Dear Lena,
I don't like the current approach. As recently argued https://www.jiscmail.ac.uk/cgi-bin/webadmin?A2=spm;22c0ac2e.1507 it should be okay to take some summary estimate from significant clusters of e.g. the Flexible factorial and to conduct post-hoc tests, trying to explain the interaction.
However, if you have the feeling it's necessary to control for other variables (age, gender, ...) you should do so right from the beginning. Right now you run an ANOVA with SPM, detect some clusters & extract some average estimate, forward this into another ANOVA, this time with covariates, and only then the post-hoc tests, which seems to be quite exploratory / circular in part. And you might miss clusters in the whole-brain analysis associated with an interaction or main effects as you don't control for these other variables.
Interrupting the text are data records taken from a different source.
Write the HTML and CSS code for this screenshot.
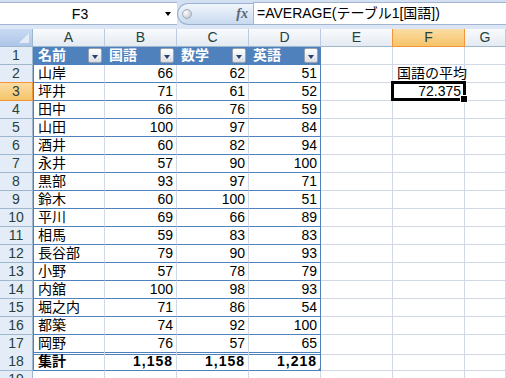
FILE: index.html
```html
<!DOCTYPE html>
<html lang="ja">
<head>
    <meta charset="UTF-8">
    <meta name="viewport" content="width=device-width, initial-scale=1.0">
    <title>Book1 - 国語の平均</title>
    <link rel="stylesheet" href="styles.css">
</head>
<body>
    <div class="formula-bar">
        <div class="name-box">
            <span class="name">F3</span>
            <span class="name-arrow"></span>
        </div>
        <div class="fx-group">
            <span class="knob"></span>
            <span class="fx">fx</span>
        </div>
        <div class="formula">=AVERAGE(テーブル1[国語])</div>
    </div>

    <div class="sheet">
        <div class="row colhead">
            <div class="corner"></div>
            <div class="ch">A</div>
            <div class="ch">B</div>
            <div class="ch">C</div>
            <div class="ch">D</div>
            <div class="ch">E</div>
            <div class="ch active">F</div>
            <div class="ch">G</div>
        </div>

        <div class="row">
            <div class="rh">1</div>
            <div class="c th first">名前<span class="filter"></span></div>
            <div class="c th">国語<span class="filter"></span></div>
            <div class="c th">数学<span class="filter"></span></div>
            <div class="c th last">英語<span class="filter"></span></div>
            <div class="c"></div><div class="c"></div><div class="c"></div>
        </div>
        <div class="row">
            <div class="rh">2</div>
            <div class="c t first">山岸</div>
            <div class="c t n">66</div><div class="c t n">62</div><div class="c t n last">51</div>
            <div class="c"></div><div class="c">国語の平均</div><div class="c"></div>
        </div>
        <div class="row">
            <div class="rh active">3</div>
            <div class="c t first">坪井</div>
            <div class="c t n">71</div><div class="c t n">61</div><div class="c t n last">52</div>
            <div class="c"></div>
            <div class="c n current">72.375<span class="selection"></span></div>
            <div class="c"></div>
        </div>
        <div class="row">
            <div class="rh">4</div>
            <div class="c t first">田中</div>
            <div class="c t n">66</div><div class="c t n">76</div><div class="c t n last">59</div>
            <div class="c"></div><div class="c"></div><div class="c"></div>
        </div>
        <div class="row">
            <div class="rh">5</div>
            <div class="c t first">山田</div>
            <div class="c t n">100</div><div class="c t n">97</div><div class="c t n last">84</div>
            <div class="c"></div><div class="c"></div><div class="c"></div>
        </div>
        <div class="row">
            <div class="rh">6</div>
            <div class="c t first">酒井</div>
            <div class="c t n">60</div><div class="c t n">82</div><div class="c t n last">94</div>
            <div class="c"></div><div class="c"></div><div class="c"></div>
        </div>
        <div class="row">
            <div class="rh">7</div>
            <div class="c t first">永井</div>
            <div class="c t n">57</div><div class="c t n">90</div><div class="c t n last">100</div>
            <div class="c"></div><div class="c"></div><div class="c"></div>
        </div>
        <div class="row">
            <div class="rh">8</div>
            <div class="c t first">黒部</div>
            <div class="c t n">93</div><div class="c t n">97</div><div class="c t n last">71</div>
            <div class="c"></div><div class="c"></div><div class="c"></div>
        </div>
        <div class="row">
            <div class="rh">9</div>
            <div class="c t first">鈴木</div>
            <div class="c t n">60</div><div class="c t n">100</div><div class="c t n last">51</div>
            <div class="c"></div><div class="c"></div><div class="c"></div>
        </div>
        <div class="row">
            <div class="rh">10</div>
            <div class="c t first">平川</div>
            <div class="c t n">69</div><div class="c t n">66</div><div class="c t n last">89</div>
            <div class="c"></div><div class="c"></div><div class="c"></div>
        </div>
        <div class="row">
            <div class="rh">11</div>
            <div class="c t first">相馬</div>
            <div class="c t n">59</div><div class="c t n">83</div><div class="c t n last">83</div>
            <div class="c"></div><div class="c"></div><div class="c"></div>
        </div>
        <div class="row">
            <div class="rh">12</div>
            <div class="c t first">長谷部</div>
            <div class="c t n">79</div><div class="c t n">90</div><div class="c t n last">93</div>
            <div class="c"></div><div class="c"></div><div class="c"></div>
        </div>
        <div class="row">
            <div class="rh">13</div>
            <div class="c t first">小野</div>
            <div class="c t n">57</div><div class="c t n">78</div><div class="c t n last">79</div>
            <div class="c"></div><div class="c"></div><div class="c"></div>
        </div>
        <div class="row">
            <div class="rh">14</div>
            <div class="c t first">内舘</div>
            <div class="c t n">100</div><div class="c t n">98</div><div class="c t n last">93</div>
            <div class="c"></div><div class="c"></div><div class="c"></div>
        </div>
        <div class="row">
            <div class="rh">15</div>
            <div class="c t first">堀之内</div>
            <div class="c t n">71</div><div class="c t n">86</div><div class="c t n last">54</div>
            <div class="c"></div><div class="c"></div><div class="c"></div>
        </div>
        <div class="row">
            <div class="rh">16</div>
            <div class="c t first">都築</div>
            <div class="c t n">74</div><div class="c t n">92</div><div class="c t n last">100</div>
            <div class="c"></div><div class="c"></div><div class="c"></div>
        </div>
        <div class="row before-total">
            <div class="rh">17</div>
            <div class="c t first">岡野</div>
            <div class="c t n">76</div><div class="c t n">57</div><div class="c t n last">65</div>
            <div class="c"></div><div class="c"></div><div class="c"></div>
        </div>
        <div class="row total">
            <div class="rh">18</div>
            <div class="c t first">集計</div>
            <div class="c t n">1,158</div><div class="c t n">1,158</div><div class="c t n last corner-grip">1,218</div>
            <div class="c"></div><div class="c"></div><div class="c"></div>
        </div>
        <div class="row">
            <div class="rh">19</div>
            <div class="c"></div><div class="c"></div><div class="c"></div><div class="c"></div>
            <div class="c"></div><div class="c"></div><div class="c"></div>
        </div>
    </div>
</body>
</html>
```

FILE: styles.css
```css
* {
    box-sizing: border-box;
}
body {
    margin: 0;
    width: 506px;
    height: 378px;
    overflow: hidden;
    background: #fff;
    color: #000;
    font-family: "Liberation Sans", "Noto Sans CJK JP", sans-serif;
    font-size: 14px;
}

/* formula bar */
.formula-bar {
    height: 29px;
    padding-top: 2px;
    display: flex;
    align-items: flex-start;
    background: linear-gradient(#d3e0f1, #dce6f4);
}
.name-box {
    width: 177px;
    height: 23px;
    display: flex;
    align-items: center;
    background: #fff;
    border-top: 1px solid #a1b5d2;
    border-bottom: 1px solid #a1b5d2;
}
.name {
    width: 160px;
    text-align: center;
}
.name-arrow {
    width: 0;
    height: 0;
    margin-left: 5px;
    border-left: 3.5px solid transparent;
    border-right: 3.5px solid transparent;
    border-top: 4px solid #000;
}
.fx-group {
    width: 76px;
    height: 22px;
    margin-top: 1px;
    display: flex;
    align-items: center;
    padding-left: 4px;
    border: 1px solid #9ab1d1;
    border-right: none;
    border-radius: 11px 0 0 11px;
    background: linear-gradient(#f1f6fc, #c8d9ef);
}
.knob {
    width: 10px;
    height: 10px;
    border-radius: 50%;
    border: 1px solid #a4adba;
    background: radial-gradient(circle at 35% 35%, #ffffff, #c9ced6 70%, #9ea6b2);
}
.fx {
    margin-left: auto;
    margin-right: 5px;
    font-family: "Liberation Serif", serif;
    font-style: italic;
    font-weight: bold;
    font-size: 14px;
    color: #5a6575;
}
.formula {
    flex: 1;
    height: 23px;
    padding-left: 3px;
    line-height: 21px;
    white-space: nowrap;
    background: #fff;
    border: 1px solid #a1b5d2;
    border-right: none;
}

/* grid */
.row {
    display: grid;
    grid-template-columns: 33px repeat(6, 72px) 1fr;
    height: 18px;
}
.colhead .ch,
.corner {
    line-height: 17px;
    text-align: center;
    color: #27413e;
    background: linear-gradient(#f9fbfd, #e4eaf2);
    border-right: 1px solid #bccbe0;
    border-bottom: 1px solid #9eb6ce;
}
.corner {
    position: relative;
    background: linear-gradient(#c9daf1, #adc6e8);
    border-right: 1px solid #9eb6ce;
}
.corner::after {
    content: "";
    position: absolute;
    right: 3px;
    bottom: 3px;
    width: 0;
    height: 0;
    border-left: 10px solid transparent;
    border-bottom: 10px solid #e3ecf7;
}
.ch.active {
    background: linear-gradient(#fbdca4, #f6c46a);
    border-right: 1px solid #f29536;
    border-left: 1px solid #f29536;
    border-bottom: 1px solid #f29536;
    margin-left: -1px;
}
.rh {
    line-height: 17px;
    text-align: center;
    color: #27413e;
    background: #e4ecf7;
    border-right: 1px solid #9eb6ce;
    border-bottom: 1px solid #9eb6ce;
}
.rh.active {
    background: linear-gradient(#fbdca4, #f6c46a);
    border-right-color: #f29536;
    border-bottom-color: #f29536;
    border-top: 1px solid #f29536;
    margin-top: -1px;
    height: 19px;
    line-height: 17px;
}

.c {
    padding: 0 3px 0 4px;
    line-height: 17px;
    white-space: nowrap;
    border-right: 1px solid #d0d7e5;
    border-bottom: 1px solid #d0d7e5;
}
.n {
    text-align: right;
}

/* table style */
.t {
    border-bottom-color: #4f81bd;
}
.first {
    border-left: 1px solid #4f81bd;
}
.last {
    border-right-color: #4f81bd;
}
.th {
    display: flex;
    align-items: center;
    justify-content: space-between;
    padding-right: 2px;
    color: #fff;
    font-weight: bold;
    background: #4f81bd;
    border-right-color: #4f81bd;
    border-bottom-color: #4f81bd;
}
.filter {
    width: 14px;
    height: 15px;
    display: flex;
    align-items: center;
    justify-content: center;
    padding-top: 2px;
    border: 1px solid #9aa2ad;
    border-radius: 2px;
    background: linear-gradient(#ffffff, #d9dde3);
}
.filter::after {
    content: "";
    width: 0;
    height: 0;
    border-left: 3.5px solid transparent;
    border-right: 3.5px solid transparent;
    border-top: 4px solid #23406e;
}
.before-total .t {
    border-bottom: 3px double #4f81bd;
}
.total .t {
    font-weight: bold;
}
.total .n {
    letter-spacing: 1px;
}
.corner-grip {
    position: relative;
}
.corner-grip::after {
    content: "";
    position: absolute;
    right: -1px;
    bottom: -1px;
    width: 0;
    height: 0;
    border-left: 4px solid transparent;
    border-bottom: 4px solid #4f81bd;
}

/* active cell */
.current {
    position: relative;
}
.selection {
    position: absolute;
    left: -2px;
    top: -2px;
    right: -2px;
    bottom: -1px;
    border: 3px solid #000;
}
.selection::after {
    content: "";
    position: absolute;
    right: -5px;
    bottom: -5px;
    width: 6px;
    height: 6px;
    background: #000;
    border: 1px solid #fff;
}
```
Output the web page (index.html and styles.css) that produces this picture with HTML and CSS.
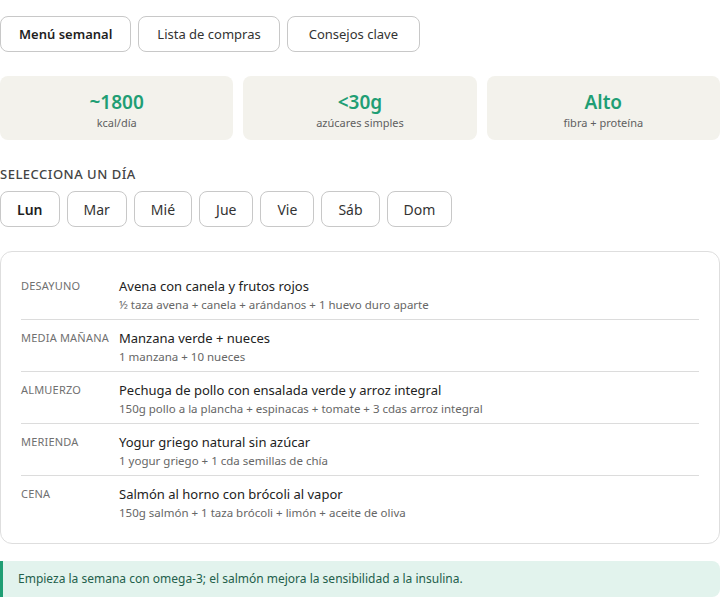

As long as you account for multiple testing properly (in this case the initial voxel threshold would have to be adjusted to take into account the number of models, e.g. instead of .001 you would go with .001/3 for the three "interaction models", see below) you could go with a series of separate models:
- For main effect group: One-way ANOVA based on the average contrast estimates = (2s + 5s + 8s)/3, the F contrast would be
[1 -1 0;
0 1 -1]
- To mimick main effect condition you could set up three One-way ANOVAs (factor group) based on the contrast estimates (2s - 5s), (2s - 8s), (5s - 8s), the F contrast would be
[1/3 1/3 1/3]
- Within these models you could also test for "interactions", e.g. in the One-way ANOVA based on contrast estimates (2s - 5s) the F contrast
[1 -1 0;
0 1 -1]
would be about group (A, PC, HC) x condition (2s, 5s) and so on.
In these One-way ANOVAs you could also add covariates to control for e.g. age, gender, ...
> I couldn’t include IQ as a covariate in the SPM or SPSS analysis
Why?
> I showed that the findings remained significant
As you analyze only a subset of subjects it doesn't mean this would hold if you looked at the whole group of subjects.